Rute Serra, Jornal i online

Com o novo ciclo de financiamento comunitário e o PRR a decorrer, Portugal encontra-se num momento crítico em termos de gestão de fundos europeus. A confiança que a União Europeia deposita no país depende, em grande medida, da capacidade de garantir uma gestão eficiente e transparente dos fundos

O relatório mais recente do Tribunal de Contas Europeu, intitulado “Relatório Especial 22/2024: Duplo financiamento pelo orçamento da UE – Faltam elementos essenciais nos sistemas de controlo para atenuar o risco acrescido do modelo de financiamento não associado aos custos seguido no MRR”, levanta preocupações significativas sobre o risco do duplo financiamento, em especial no contexto do Mecanismo de Recuperação e Resiliência (MRR). O duplo financiamento ocorre quando uma mesma despesa é coberta por dois programas distintos da União Europeia, um fenómeno difícil de detetar e que compromete a eficiência e eficácia dos fundos comunitários. Este risco é particularmente elevado devido a falhas nos sistemas de controlo e à falta de coordenação entre os vários programas de financiamento da UE.

Em Portugal, a gestão dos fundos europeus tem sido crucial para o desenvolvimento socioeconómico do país, apoiando a modernização de infraestruturas, o crescimento de PME e a transição digital e energética. Programas como o Plano de Recuperação e Resiliência (PRR) representam uma oportunidade única para alavancar o crescimento sustentável do país, mas também exigem uma administração rigorosa e transparente dos recursos. O relatório do Tribunal de Contas Europeu sublinha que o duplo financiamento pode minar esses esforços, prejudicando o impacto dos fundos, naquele que é o seu principal objetivo.

Um dos principais desafios destacados pelo relatório é a falta de interoperabilidade e integração entre os sistemas de monitorização dos fundos, o que dificulta a deteção de sobreposições de despesas entre diferentes programas de financiamento. Para aquele Tribunal, o duplo financiamento é um verdadeiro “ângulo morto” da fiscalização, o que significa que, muitas vezes, essas práticas escapam ao controlo das autoridades responsáveis.

Com o novo ciclo de financiamento comunitário e o PRR a decorrer, Portugal encontra-se num momento crítico em termos de gestão de fundos europeus. A confiança que a União Europeia deposita no país depende, em grande medida, da capacidade de garantir uma gestão eficiente e transparente dos fundos.

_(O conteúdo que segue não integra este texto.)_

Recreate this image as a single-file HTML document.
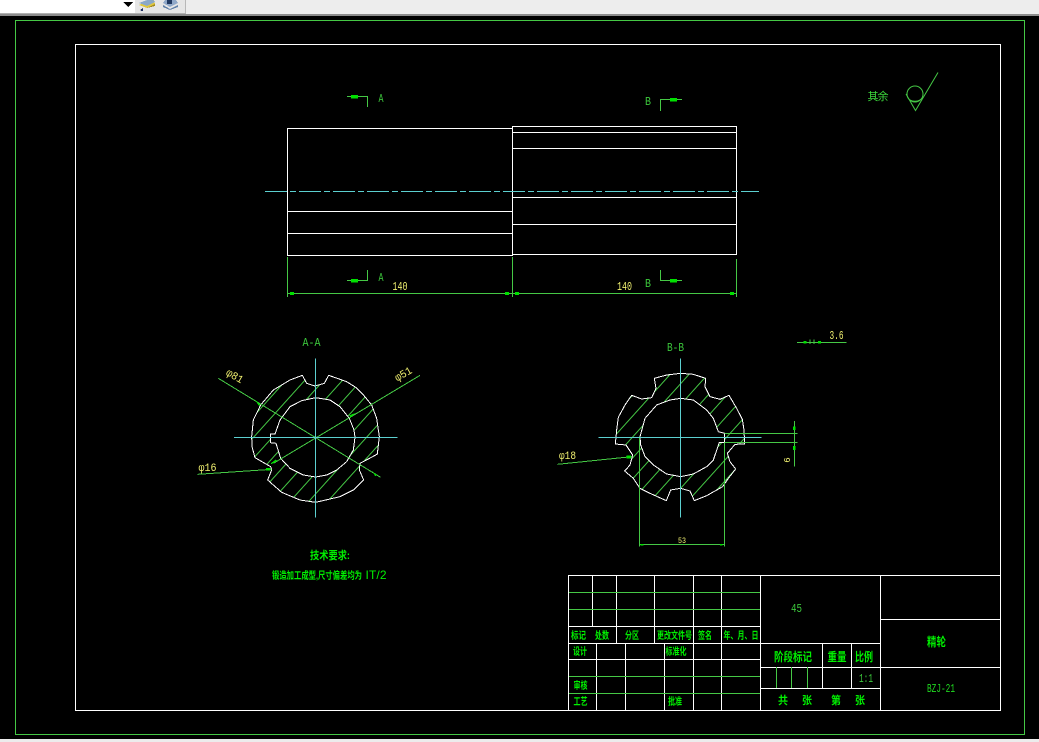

O duplo financiamento não é apenas uma questão técnica; compromete diretamente a eficácia dos projetos de recuperação e cria injustiças na distribuição dos recursos.

Para enfrentar este desafio, destacam-se as medidas que urge implementar e desenvolver:

  1. Reforçar a monitorização e a auditoria, através da implementação de sistemas de controlo integrados, que permitam aferir, em tempo real, a alocação de fundos em diferentes programas;
  2. Capacitar e formar os trabalhadores das entidades gestoras de fundos (públicas e privadas), de modo a assegurar que estas compreendem as regras de elegibilidade dos fundos e estão cientes dos riscos de duplo financiamento;
  3. Cooperar institucionalmente, através da partilha de informação e de uma abordagem ao controlo, coordenada;
  4. Aplicar sanções rigorosas em casos provados de duplo financiamento;
  5. Facilitar, nomeadamente à sociedade civil, o acesso à informação sobre a utilização dos fundos, promovendo uma maior responsabilização das entidades envolvidas.

Da monitorização de execução da Estratégia Nacional Antifraude, publicada em julho de 2023, pouco ou nada se sabe. Seria útil, num verdadeiro exercício promotor da transparência, que essa informação fosse disponibilizada de modo claro e acessível, a todos os cidadãos.

Este é o momento de agir, antes que os erros se tornem insustentáveis e comprometam a recuperação e o crescimento do país.